Thanks to Scott for the link to Friedrich Hayek’s “The Road to Serfdom.” I encourage anyone who is not familiar with it to read or at least take a look at the related YouTube videos. Thank God for YouTube.
His main thesis was new to me, although something that was always in the back of my mind. I had always thought that when taken to extremes communism and fascism ended in essentially the same result. Hitler and Stalin had very similar regimes (one party rule, dictatorship, secret police state, loss of individual liberty, government control of everything, mass genocide), even though they were based on two opposing ideologies.
Hayek’s thesis is (If I may be so bold as to paraphrase) that any collectivist model of government, no matter how well intentioned or whatever it is called, will in the end result in tyranny of the rulers, and hence, serfdom for the masses.
It always seemed odd to me that there is a certain mainstream perception of the difference between fascism and communism.

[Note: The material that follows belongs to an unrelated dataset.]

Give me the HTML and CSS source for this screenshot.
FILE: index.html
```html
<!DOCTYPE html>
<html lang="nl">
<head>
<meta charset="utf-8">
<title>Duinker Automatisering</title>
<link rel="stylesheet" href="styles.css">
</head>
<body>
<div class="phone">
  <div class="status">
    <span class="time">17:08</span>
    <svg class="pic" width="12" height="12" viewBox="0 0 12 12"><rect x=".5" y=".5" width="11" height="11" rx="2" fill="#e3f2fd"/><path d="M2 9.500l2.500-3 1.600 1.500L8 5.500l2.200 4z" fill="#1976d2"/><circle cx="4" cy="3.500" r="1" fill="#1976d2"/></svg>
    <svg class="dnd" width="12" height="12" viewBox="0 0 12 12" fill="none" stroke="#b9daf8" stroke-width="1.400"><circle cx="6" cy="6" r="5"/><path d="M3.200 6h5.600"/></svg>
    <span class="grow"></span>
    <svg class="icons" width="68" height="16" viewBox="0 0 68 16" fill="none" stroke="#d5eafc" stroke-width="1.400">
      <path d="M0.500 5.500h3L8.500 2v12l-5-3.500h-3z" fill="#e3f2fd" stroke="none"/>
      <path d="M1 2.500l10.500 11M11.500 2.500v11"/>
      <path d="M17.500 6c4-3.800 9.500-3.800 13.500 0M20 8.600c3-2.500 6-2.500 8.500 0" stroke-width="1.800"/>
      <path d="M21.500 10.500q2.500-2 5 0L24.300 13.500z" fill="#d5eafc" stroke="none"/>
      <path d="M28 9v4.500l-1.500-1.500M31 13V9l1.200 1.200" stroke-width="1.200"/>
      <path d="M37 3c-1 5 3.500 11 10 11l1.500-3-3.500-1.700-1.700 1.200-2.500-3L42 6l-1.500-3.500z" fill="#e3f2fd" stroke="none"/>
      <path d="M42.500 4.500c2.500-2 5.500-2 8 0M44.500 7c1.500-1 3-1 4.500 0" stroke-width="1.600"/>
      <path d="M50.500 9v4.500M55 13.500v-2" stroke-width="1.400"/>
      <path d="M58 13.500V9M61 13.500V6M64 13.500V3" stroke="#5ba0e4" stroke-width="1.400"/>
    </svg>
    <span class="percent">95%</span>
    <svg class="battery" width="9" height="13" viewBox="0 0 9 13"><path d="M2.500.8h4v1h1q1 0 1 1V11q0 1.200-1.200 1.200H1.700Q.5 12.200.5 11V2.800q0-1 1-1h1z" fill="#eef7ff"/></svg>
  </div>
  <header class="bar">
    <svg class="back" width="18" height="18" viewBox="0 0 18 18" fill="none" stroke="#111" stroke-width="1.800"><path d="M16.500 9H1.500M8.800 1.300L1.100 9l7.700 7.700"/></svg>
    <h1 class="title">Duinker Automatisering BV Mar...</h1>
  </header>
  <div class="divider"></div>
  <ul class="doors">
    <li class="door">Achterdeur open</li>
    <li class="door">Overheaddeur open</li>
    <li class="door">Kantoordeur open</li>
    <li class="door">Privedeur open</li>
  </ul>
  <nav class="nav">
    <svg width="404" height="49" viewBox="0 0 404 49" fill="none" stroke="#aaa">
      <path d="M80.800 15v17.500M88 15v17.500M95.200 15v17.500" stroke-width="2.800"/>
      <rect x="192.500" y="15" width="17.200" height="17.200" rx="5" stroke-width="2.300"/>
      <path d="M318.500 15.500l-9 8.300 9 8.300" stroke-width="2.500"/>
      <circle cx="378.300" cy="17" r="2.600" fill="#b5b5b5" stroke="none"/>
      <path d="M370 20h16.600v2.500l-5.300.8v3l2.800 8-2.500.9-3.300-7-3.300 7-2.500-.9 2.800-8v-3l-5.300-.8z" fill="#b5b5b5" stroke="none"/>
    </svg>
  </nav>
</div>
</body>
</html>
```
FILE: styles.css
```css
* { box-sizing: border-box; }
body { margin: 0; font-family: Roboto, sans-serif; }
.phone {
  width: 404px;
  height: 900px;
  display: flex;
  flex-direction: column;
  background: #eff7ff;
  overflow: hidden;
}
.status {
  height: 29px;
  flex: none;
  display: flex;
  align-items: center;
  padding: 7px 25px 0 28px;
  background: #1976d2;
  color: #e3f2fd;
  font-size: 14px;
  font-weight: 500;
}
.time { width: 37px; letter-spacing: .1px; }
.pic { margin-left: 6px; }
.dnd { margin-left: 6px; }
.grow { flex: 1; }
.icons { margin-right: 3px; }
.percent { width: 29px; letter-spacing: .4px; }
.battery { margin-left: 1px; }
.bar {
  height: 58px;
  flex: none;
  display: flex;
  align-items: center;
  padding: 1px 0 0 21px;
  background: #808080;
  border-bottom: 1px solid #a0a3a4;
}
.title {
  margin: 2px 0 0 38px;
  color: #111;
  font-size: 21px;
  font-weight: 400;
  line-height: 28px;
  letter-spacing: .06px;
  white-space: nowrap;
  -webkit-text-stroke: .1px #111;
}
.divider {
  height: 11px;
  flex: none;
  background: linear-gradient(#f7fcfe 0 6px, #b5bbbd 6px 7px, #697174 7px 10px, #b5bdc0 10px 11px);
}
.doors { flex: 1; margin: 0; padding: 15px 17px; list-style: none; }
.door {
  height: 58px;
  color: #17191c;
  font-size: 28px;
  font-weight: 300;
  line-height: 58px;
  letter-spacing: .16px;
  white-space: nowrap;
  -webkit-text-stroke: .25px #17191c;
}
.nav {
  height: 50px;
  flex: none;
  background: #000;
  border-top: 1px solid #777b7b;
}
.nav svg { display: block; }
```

Fascism is pure evil. It conjures visions of Darth Vader and Storm Troopers. It is to be feared and despised. Yet, somehow, communism is pretty bad, but has some redeeming qualities. It’s based on the noble goal of equality. Cuba is a poor country. That is bad. But, they get free healthcare! That is enlightenment. I have not seen the movie, but I understand that is the basic thrust of Michael Moore’s Sicko. And of course, he is nominated for an Academy Award. He will win, of course, too.

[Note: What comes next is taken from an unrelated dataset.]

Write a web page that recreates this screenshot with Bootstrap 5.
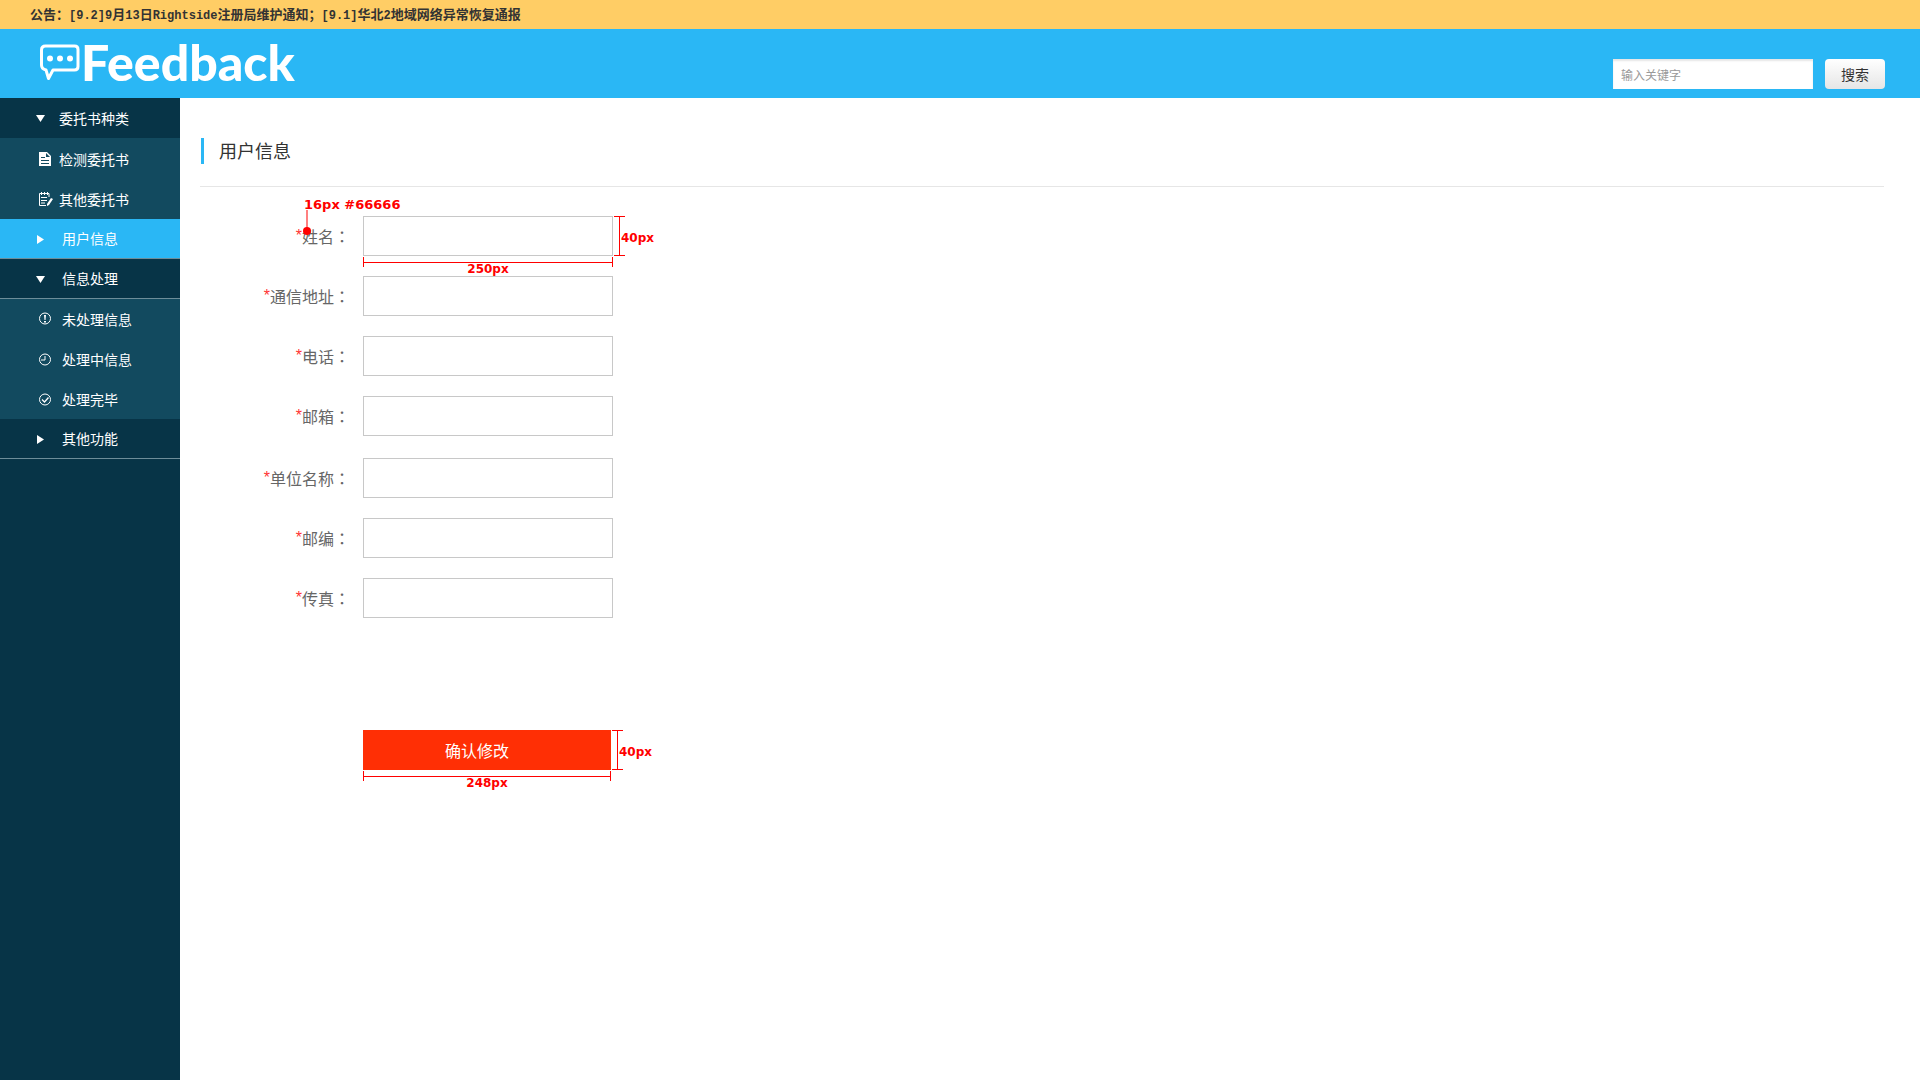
<!DOCTYPE html>
<html lang="zh-CN">
<head>
<meta charset="utf-8">
<meta name="viewport" content="width=device-width, initial-scale=1">
<title>Feedback</title>
<link href="https://cdn.jsdelivr.net/npm/bootstrap@5.3.0/dist/css/bootstrap.min.css" rel="stylesheet">
<style>
body{font-family:"Noto Sans CJK SC",sans-serif;font-size:14px;color:#333;background:#fff}
.notice{background:#ffcd65;height:29px;padding-left:30px;font-size:13px;line-height:28px;color:#333}
.notice .latin{font-family:"Liberation Mono",monospace;font-size:12px}
.topbar{background:#2ab7f5;height:69px;padding:0 35px 9px 40px}
.brand{color:#fff;font:900 50px/50px Lato,sans-serif;margin-top:8px}
.brand svg{margin-top:7px}
.search-box{width:200px;height:30px;padding:0 8px;border:0;border-radius:0;font-size:12px;line-height:28px;box-shadow:inset 0 2px 2px #e6e6e6}
.search-box::placeholder{color:#999}
.search-btn{width:60px;height:30px;padding:0;border:0;border-radius:4px;font-size:14px;color:#333;background:linear-gradient(#fff,#e6e6e6)}
.sidebar{width:180px;background:#073447}
.sidebar a{height:40px;color:#fff;text-decoration:none;padding-left:35px}
.sidebar a svg{width:20px;height:16px;flex:none;fill:#fff}
.sidebar .far svg{margin-right:7px}
.sidebar .near svg{margin-right:4px}
.sidebar .submenu{background:#124a5f}
.sidebar .lined{border-bottom:1px solid #6d8d99}
.sidebar .first-row{height:41px;border-bottom:1px solid #124a5f}
.sidebar .current{background:#2ab7f5}
.content{padding:40px 36px 40px 20px}
.page-title{font-size:18px;line-height:24px;border-left:3px solid #2ab7f5;padding:0 0 2px 15px;margin:0 0 0 1px}
.rule{border-top:1px solid #e6e6e6;margin:22px 0 29px}
.field-rows{display:grid;gap:20px}
.field-label{display:flex;align-items:center;justify-content:flex-end;width:150px;height:40px;font-size:16px;line-height:24px;color:#666;margin-right:13px}
.field-label .colon{font-family:"Noto Sans CJK TC",sans-serif}
.field-label i{color:#f33;font-family:"Liberation Sans",sans-serif;font-style:normal}
.field-box{width:250px;height:40px;border:1px solid #c8c8c8;border-radius:0}
.second-group{margin-top:22px}
.submit-line{margin:112px 0 0 163px}
.submit-btn{width:248px;height:40px;border:0;border-radius:0;background:#ff2f05;color:#fff;font-size:16px;padding:0 20px 0 0}
.submit-btn:hover{background:#e62a04;color:#fff}
.dim{font:700 12px/14px "DejaVu Sans",sans-serif;color:#f00;white-space:nowrap;pointer-events:none}
.dim svg{display:block;stroke:#f00;fill:none;overflow:visible}
.dim-w{top:100%;left:0;width:100%;text-align:center;z-index:2}
.dim-h{left:100%;top:2px;height:40px;display:flex;align-items:center}
.dim-h svg{margin:-4px -1px 0 0}
.dim-font{left:104px;top:-18px;font-size:13px;z-index:2}
</style>
<script src="https://cdn.jsdelivr.net/npm/bootstrap@5.3.0/dist/js/bootstrap.bundle.min.js"></script>
</head>
<body class="d-flex flex-column min-vh-100">
<div class="notice fw-bold text-nowrap">公告：<span class="latin">[9.2]9</span>月<span class="latin">13</span>日<span class="latin">Rightside</span>注册局维护通知；<span class="latin">[9.1]</span>华北<span class="latin">2</span>地域网络异常恢复通报</div>
<header class="topbar d-flex justify-content-between">
  <div class="brand d-flex align-items-start">
    <svg width="41" height="38" viewBox="0 0 41 38" aria-hidden="true"><path d="M5.500 2H34.500Q38 2 38 5.500V22.500Q38 26 34.500 26H13L8.500 34.500L6 26Q1.500 25 1.500 21V6Q1.500 2 5.500 2Z" fill="none" stroke="#fff" stroke-width="3" stroke-linejoin="round"/><g fill="#fff"><circle cx="10" cy="14.500" r="3"/><circle cx="20" cy="14.500" r="3"/><circle cx="30" cy="14.500" r="3"/></g></svg>
    <span>Feedback</span>
  </div>
  <form class="d-flex align-items-end" role="search">
    <label class="visually-hidden" for="keyword">搜索</label>
    <input class="form-control search-box me-2" id="keyword" type="text" placeholder="输入关键字">
    <button class="btn search-btn ms-1" type="button">搜索</button>
  </form>
</header>
<div class="d-flex flex-grow-1">
  <nav class="sidebar flex-shrink-0">
    <a href="#" class="d-flex align-items-center near first-row"><svg viewBox="0 0 20 16"><path d="M1 5h9l-4.500 7z"/></svg>委托书种类</a>
    <div class="submenu">
      <a href="#" class="d-flex align-items-center near"><svg viewBox="0 0 20 16"><path fill-rule="evenodd" d="M4 1h8l4 4v10H4zM11 2v4h4zM6 6h4v1H6zM6 9h8v1H6zM6 12h8v1H6z"/></svg>检测委托书</a>
      <a href="#" class="d-flex align-items-center near"><svg viewBox="0 0 20 16"><path d="M14 6V2.500H4.500V14.500H11M6.500 1v3M9.500 1v3M12.500 1v3M6 6.500h6M6 9.500h6M6 12h4" fill="none" stroke="#fff"/><path d="M16 7l2 1-4 6-2 1v-2z"/></svg>其他委托书</a>
    </div>
    <a href="#" class="d-flex align-items-center far current lined" aria-current="page"><svg viewBox="0 0 20 16"><path d="M2 4l7 4.500-7 4.500z"/></svg>用户信息</a>
    <a href="#" class="d-flex align-items-center far lined"><svg viewBox="0 0 20 16"><path d="M1 5h9l-4.500 7z"/></svg>信息处理</a>
    <div class="submenu">
      <a href="#" class="d-flex align-items-center far"><svg viewBox="0 0 20 16"><circle cx="10" cy="7.500" r="5.500" fill="none" stroke="#fff"/><path d="M9 4h2l-.5 5h-1zM9 10h2v1.500H9z"/></svg>未处理信息</a>
      <a href="#" class="d-flex align-items-center far"><svg viewBox="0 0 20 16"><path d="M10 5v4H6" fill="none" stroke="#fff"/><circle cx="10" cy="8.500" r="5.500" fill="none" stroke="#fff"/></svg>处理中信息</a>
      <a href="#" class="d-flex align-items-center far"><svg viewBox="0 0 20 16"><path d="M7 8.500l2.500 2.500 4-4.500" fill="none" stroke="#fff" stroke-width="1.300"/><circle cx="10" cy="8.500" r="5.500" fill="none" stroke="#fff"/></svg>处理完毕</a>
    </div>
    <a href="#" class="d-flex align-items-center far lined"><svg viewBox="0 0 20 16"><path d="M2 4l7 4.500-7 4.500z"/></svg>其他功能</a>
  </nav>
  <main class="content flex-grow-1">
    <h1 class="page-title fw-normal">用户信息</h1>
    <div class="rule"></div>
    <form>
      <div class="field-rows">
        <div class="d-flex position-relative">
          <label class="field-label" for="f-name"><i>*</i>姓名<span class="colon" lang="zh-Hant">：</span></label>
          <div class="position-relative">
            <input class="form-control field-box" id="f-name" type="text">
            <div class="dim dim-w position-absolute"><svg width="250" height="6" viewBox="0 0 250 6"><path d="M.5 1v10M249.500 1v10M0 6.500h250"/></svg>250px</div>
            <div class="dim dim-h position-absolute"><svg width="9" height="40"><path d="M1 .5h11M1 39.500h11M6.500 0v40"/></svg>40px</div>
          </div>
          <div class="dim dim-font position-absolute">16px #66666<svg width="8" height="30" aria-hidden="true"><path d="M3 -2v20" stroke="#ff8080" stroke-width="2"/><circle cx="3" cy="19" r="4" fill="#f00" stroke="none"/></svg></div>
        </div>
        <div class="d-flex">
          <label class="field-label" for="f-addr"><i>*</i>通信地址<span class="colon" lang="zh-Hant">：</span></label>
          <input class="form-control field-box" id="f-addr" type="text">
        </div>
        <div class="d-flex">
          <label class="field-label" for="f-tel"><i>*</i>电话<span class="colon" lang="zh-Hant">：</span></label>
          <input class="form-control field-box" id="f-tel" type="tel">
        </div>
        <div class="d-flex">
          <label class="field-label" for="f-mail"><i>*</i>邮箱<span class="colon" lang="zh-Hant">：</span></label>
          <input class="form-control field-box" id="f-mail" type="email">
        </div>
      </div>
      <div class="field-rows second-group">
        <div class="d-flex">
          <label class="field-label" for="f-org"><i>*</i>单位名称<span class="colon" lang="zh-Hant">：</span></label>
          <input class="form-control field-box" id="f-org" type="text">
        </div>
        <div class="d-flex">
          <label class="field-label" for="f-zip"><i>*</i>邮编<span class="colon" lang="zh-Hant">：</span></label>
          <input class="form-control field-box" id="f-zip" type="text">
        </div>
        <div class="d-flex">
          <label class="field-label" for="f-fax"><i>*</i>传真<span class="colon" lang="zh-Hant">：</span></label>
          <input class="form-control field-box" id="f-fax" type="text">
        </div>
      </div>
      <div class="submit-line d-flex">
        <div class="position-relative">
          <button class="btn submit-btn d-block" type="button">确认修改</button>
          <div class="dim dim-w position-absolute"><svg width="248" height="6" viewBox="0 0 248 6"><path d="M.5 1v10M247.500 1v10M0 6.500h248"/></svg>248px</div>
          <div class="dim dim-h position-absolute"><svg width="9" height="40"><path d="M1 .5h11M1 39.500h11M6.500 0v40"/></svg>40px</div>
        </div>
      </div>
    </form>
  </main>
</div>
</body>
</html>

I decided to do some quick research on fascism, so I went to Wikipedia. The Wiki entry on fascism is quite thorough and well-cited. Here are a few interesting snippets pertaining to economics:
“Their [fascist] policies manifested as a radical extension of government control over the economy without wholesale expropriation of the means of production. Fascist governments nationalized some key industries, managed their currencies and made some massive state investments. They also introduced price controls, wage controls and other types of economic planning measures. Fascist governments instituted state-regulated allocation of resources, especially in the financial and raw materials sectors.”
"Other than nationalization of certain industries, private property was allowed, but property rights and private initiative were contingent upon service to the state."
Historian Gaetano Salvemini argued in 1936 that fascism makes taxpayers responsible to private enterprise, because "the State pays for the blunders of private enterprise... Profit is private and individual. Loss is public and social."
According to sociologist Stanislav Andreski, fascist economics "foreshadowed most of the fundamental features of the economic system of Western European countries today: the radical extension of government control over the economy without a wholesale expropriation of the capitalists but with a good dose of nationalisation, price control, incomes policy, managed currency, massive state investment, attempts at overall planning (less effectual than the Fascist because of the weakness of authority).
Ah, there are those socialist mommy-state laws I was looking for.
“Fascism is a more subtle form of government ownership than socialism. While socialism is a system in which the government owns and controls the means of production, fascism is a system in which government leaves nominal ownership of the means of production in the hands of private individuals but exercises control by means of regulatory legislation and reaps most of the profit by means of heavy taxation. The owners nonetheless bear all of the risks involved in entrepreneurship.”
One could argue that the US is blindly marching down both roads of fascism and socialism simultaneously. Recent events do not bode well. Hayek would argue that this will ultimately lead in tyranny. I would have to agree.